The addition of new characters like Daughter Maitland (Margot Bingham), Dr. Valentin Narcisse (Jeffrey Wright), and Roy Phillips (Ron Livingston) means the costume designers have more actors to dress, and Livingston has been especially excited about the process. “He’s very much into the clothing,” said Padovani. “He wants to know the motivation behind what we’re thinking. He likes to discuss it.” The show’s other leading players are equally motivated by the 1920’s fashion, particularly Michael K. Williams, who plays Chalky White. “He’s so cute. He [recently] said, ‘I think Chalky White has a shoe fetish,’ so he wanted special shoe inserts to keep his shoes pristine,” said Padovani, who happily granted the actor’s wish. “John and I are very detail oriented. [When they’re filming, the cast] can’t wear their sneakers, even though we usually don’t see their feet. Once you’re on set, you really should wear the costume. It helps the actor.”
Click through the gallery to find out how Nucky and Gillian’s wardrobes have changed this season, and what inspired the look of new characters like the Onyx Girls, Daughter Maitland, Dr. Valentin Narcisse, and Roy Phillips.
Nucky Thompson (Steve Buscemi)
“This season, Nucky is not quite the public figure that he’s been in the past,” explained Dunn. “He’s not in public on the boardwalk living at the hotel anymore. He’s gone a little bit underground and we’ve reflected that in his wardrobe. He’s presenting a respectable businessman this season while he continues his activities.” The duo decided a muted color palette would better suit Nucky’s lower profile. “Color palette wise, we toned down the color on him,” said Padovani. “He definitely looks much more like a conservative business man, like a banker in a way… just to keep that profile a little lower. His personality and the story lines got a little darker for him, so we reflected that in his clothing.”

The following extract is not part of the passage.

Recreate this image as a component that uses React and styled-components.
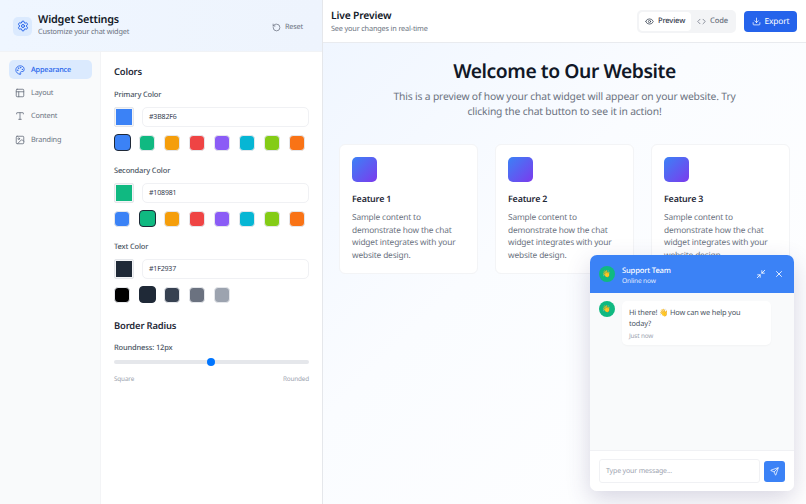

Daughter Maitland (Margot Bingham)
“She represents a new type of character, a new type of entertainer that became popular in the 20’s and that would be the black female singer,” said Dunn, who noted that real-life singer Bessie Smith was an inspiration for the character. “Daughter Maitland represents this crossover of the female singer bringing black music to white society. It was a combination of jazz — which the nation became crazy about — and soulful singers. It represents that.” The duo relied heavily on research of the styles of the era. “We looked at what was going on in Harlem [at venues] like The Cotton Club and all the singers of the jazz age at the time,” added Padovani. “There’s a theatricality to it because they’re performing in these different clubs they have thematic things going. This season, she’s part of the Onyx Girls. At one point she has a costume that looks similar to theirs, but mostly she’s the main attraction. We wanted to go a theatrical, beautiful way with her. We made headpieces that went with the dress. The actress herself is a very beauty, sexy woman… so we wanted to make sure she looked like a million dollars.”

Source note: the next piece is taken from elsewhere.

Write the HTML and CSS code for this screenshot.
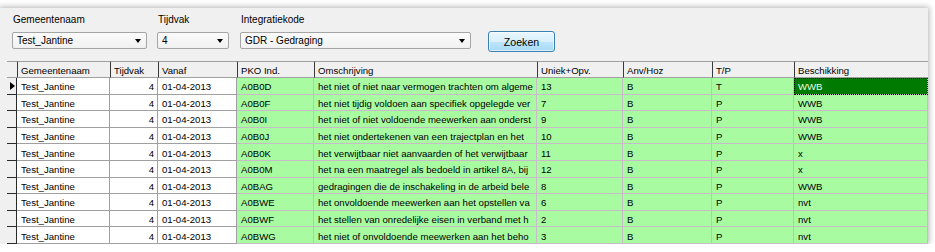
FILE: index.html
```html
<!DOCTYPE html>
<html lang="nl">
<head>
  <meta charset="UTF-8">
  <title>Integratiekodes</title>
  <link rel="stylesheet" href="styles.css">
</head>
<body>

  <div class="panel">
    <div class="filters">
      <div class="field field-gemeente">
        <label>Gemeentenaam</label>
        <div class="combo"><span>Test_Jantine</span><i class="arrow"></i></div>
      </div>
      <div class="field field-tijdvak">
        <label>Tijdvak</label>
        <div class="combo"><span>4</span><i class="arrow"></i></div>
      </div>
      <div class="field field-code">
        <label>Integratiekode</label>
        <div class="combo"><span>GDR - Gedraging</span><i class="arrow"></i></div>
      </div>
      <button class="search-btn">Zoeken</button>
    </div>

    <table class="grid">
      <colgroup>
        <col style="width:10px">
        <col style="width:93px">
        <col style="width:48px">
        <col style="width:79px">
        <col style="width:77px">
        <col style="width:223px">
        <col style="width:86px">
        <col style="width:89px">
        <col style="width:82px">
        <col style="width:134px">
      </colgroup>
      <thead>
        <tr>
          <th class="corner"></th>
          <th>Gemeentenaam</th>
          <th>Tijdvak</th>
          <th>Vanaf</th>
          <th>PKO Ind.</th>
          <th>Omschrijving</th>
          <th>Uniek+Opv.</th>
          <th>Anv/Hoz</th>
          <th>T/P</th>
          <th>Beschikking</th>
        </tr>
      </thead>
      <tbody id="rows"></tbody>
    </table>
  </div>

  <script>
    // omschrijving is shown only as far as the column is wide
    const data = [
      ["A0B0D", "het niet of niet naar vermogen trachten om algeme", "13", "B", "T", "WWB"],
      ["A0B0F", "het niet tijdig voldoen aan specifiek opgelegde ver", "7", "B", "P", "WWB"],
      ["A0B0I", "het niet of niet voldoende meewerken aan onderst", "9", "B", "P", "WWB"],
      ["A0B0J", "het niet ondertekenen van een trajectplan en het", "10", "B", "P", "WWB"],
      ["A0B0K", "het verwijtbaar niet aanvaarden of het verwijtbaar", "11", "B", "P", "x"],
      ["A0B0M", "het na een maatregel als bedoeld in artikel 8A, bij", "12", "B", "P", "x"],
      ["A0BAG", "gedragingen die de inschakeling in de arbeid bele", "8", "B", "P", "WWB"],
      ["A0BWE", "het onvoldoende meewerken aan het opstellen va", "6", "B", "P", "nvt"],
      ["A0BWF", "het stellen van onredelijke eisen in verband met h", "2", "B", "P", "nvt"],
      ["A0BWG", "het niet of onvoldoende meewerken aan het beho", "3", "B", "P", "nvt"]
    ];

    const tbody = document.getElementById("rows");

    data.forEach((row, i) => {
      const tr = document.createElement("tr");
      let html = '<td class="rowhead">' + (i === 0 ? '<i class="current"></i>' : '') + '</td>';
      html += '<td>Test_Jantine</td>';
      html += '<td class="num">4</td>';
      html += '<td>01-04-2013</td>';
      row.forEach((val, j) => {
        let cls = "green";
        if (i === 0 && j === 5) cls += " selected";
        html += '<td class="' + cls + '">' + val + '</td>';
      });
      tr.innerHTML = html;
      tbody.appendChild(tr);
    });
  </script>

</body>
</html>
```

FILE: styles.css
```css
* {
  box-sizing: border-box;
}

body {
  margin: 0;
  background-color: #fff;
  font-family: "Liberation Sans", Arial, sans-serif;
  font-size: 10px;
  color: #000;
}

.panel {
  margin-top: 8px;
  width: 928px;
  background-color: #f0f0f0;
  padding-top: 6px;
  box-shadow: 0 0 6px 1px rgba(0, 0, 0, 0.3);
}

.filters {
  display: flex;
  align-items: flex-start;
  padding-left: 12px;
  height: 38px;
}

.field label {
  display: block;
  height: 12px;
  line-height: 12px;
  padding-left: 1px;
}

.field-gemeente { width: 135px; }
.field-tijdvak { width: 72px; margin-left: 10px; }
.field-code { width: 231px; margin-left: 11px; }

.combo {
  margin-top: 6px;
  height: 17px;
  border: 1px solid #a5a5a5;
  border-radius: 2px;
  background: linear-gradient(#fbfbfb, #f1f1f1);
  display: flex;
  align-items: center;
  justify-content: space-between;
  padding: 0 5px 0 4px;
  line-height: 15px;
}

.arrow {
  width: 0;
  height: 0;
  border-left: 3.5px solid transparent;
  border-right: 3.5px solid transparent;
  border-top: 4px solid #000;
}

.search-btn {
  margin-top: 17px;
  margin-left: 17px;
  width: 67px;
  height: 21px;
  border: 1px solid #3c7fb1;
  border-radius: 3px;
  background: linear-gradient(#eaf6fd 0%, #d9f0fc 50%, #bee6fd 51%, #a7d9f5 100%);
  font-family: "Liberation Sans", Arial, sans-serif;
  font-size: 10.6px;
  color: #000;
  padding: 0;
  box-shadow: inset 0 0 0 1px rgba(255, 255, 255, 0.6);
}

.grid {
  margin-top: 9px;
  margin-left: 7px;
  width: 921px;
  table-layout: fixed;
  border-collapse: separate;
  border-spacing: 0;
  font-size: 9.6px;
}

.grid th {
  height: 17px;
  padding: 1px 0 0 3px;
  text-align: left;
  font-weight: normal;
  background-color: #f0f0f0;
  border-top: 1px solid #a0a0a0;
  border-left: 1px solid #3a3a3a;
  border-bottom: 1px solid #a0a0a0;
  white-space: nowrap;
  overflow: hidden;
}

.grid th.corner {
  border-left: none;
}

.grid td {
  height: 16.6px;
  padding: 2px 0 0 4px;
  white-space: nowrap;
  overflow: hidden;
  background-color: #fff;
  border-right: 1px solid #a0a0a0;
  border-bottom: 1px solid #a0a0a0;
  line-height: 13px;
}

.grid td.num {
  text-align: right;
  padding-right: 3px;
}

.grid td.rowhead {
  padding: 0;
  background-color: #f0f0f0;
  border-right: 1px solid #2a2a2a;
  border-bottom: 1px solid #2a2a2a;
  vertical-align: middle;
}

.current {
  display: block;
  margin-left: 3px;
  width: 0;
  height: 0;
  border-top: 4px solid transparent;
  border-bottom: 4px solid transparent;
  border-left: 5px solid #000;
}

.grid td.green {
  background-color: #a9fba2;
  border-right-color: #c8bcc8;
  border-bottom-color: #c8bcc8;
}

.grid td.selected {
  background-color: #007a00;
  color: #e8ffe8;
  outline: 1px dotted #000;
  outline-offset: -1px;
}
```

Dr. Valetin Narcisse (Jeffrey Wright)
“He’s impeccably dressed, but because it’s Jeffrey [Wright]… he’s also wearing it with amazing style. He takes it to a new place,” said Dunn, while Padovani added, “Jeffrey is portraying a man who isn’t based on a real person, but he’s based on an amalgamation of people — Marcus Garvey being one of those people. He’s old world meets the new world. We wanted to make him old world in the way he looked and he was very much on board with that. However, he’s definitely a modern man in the way he’s dealing with his crookedness, being a gangster. He knows what’s going on out there, but he hides behind this pretense of being a preacher, a priest, a doctor… the modern voice of the modern negro. We wanted to make him look like an [educated] man. His costume and persona reflect that. The way he speaks is very precise and he’s always quoting scripture. His character thinks he’s above it all and that he’s superior to everybody around him, so his [wardrobe] also has a superior look to it. He looks more powerful and richer than anybody around him.”

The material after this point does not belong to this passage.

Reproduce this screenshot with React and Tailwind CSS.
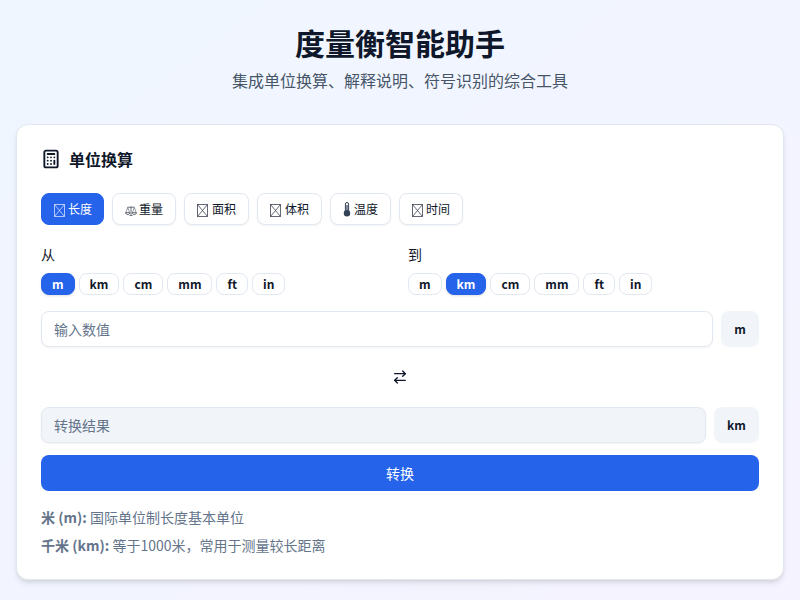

Roy Phillips (Ron Livingston) & Gillian Darmody (Gretchen Mol)
“I don’t want to give too much away about the story, but we have to dress [Roy Phillips] as a particular part. He’s supposed to be a rich business man, so his clothing reflects that,” said Padovani. As for Gillian Darmody, her life has changed in terms of both story and wardrobe. “When we first come into this season, Gillian is at a low point,” explained Dunn. “She’s lost everything except for the house. She’s doing her best to keep up appearances, but as you’ll see she’s reaching the end of her rope. The wardrobe has gotten a little more subdued because she’s in more desperate straits as the season begins.” Added Padovani, “When she was running her brothel, she always had much more of an evening look with longer dresses, velvets, and silks with more opulent jewelry. But John and I figured she’s probably had to sell a lot of her stuff by now, including her clothes. So she still has nice fabrics, like velvets and silk, but it’s much more of a daytime, paired down look than season.”
The Onyx Girls
“The Onyx Girls represent the new look for showgirls, which became very much about shaking and shimmying and bare skin,” explained Dunn. “Prior to this, showgirls tended to be a little more stately or a little silly. We wanted to sex them up a little bit because it reflected what was happening in the music and in the culture. The costumes are a little more bare and a little sexier. By today’s standards, they’re still quite modest, but in 1924 these costumes were close to shocking.”
Boardwalk Empire airs Sunday’s on HBO at 9 pm/ET.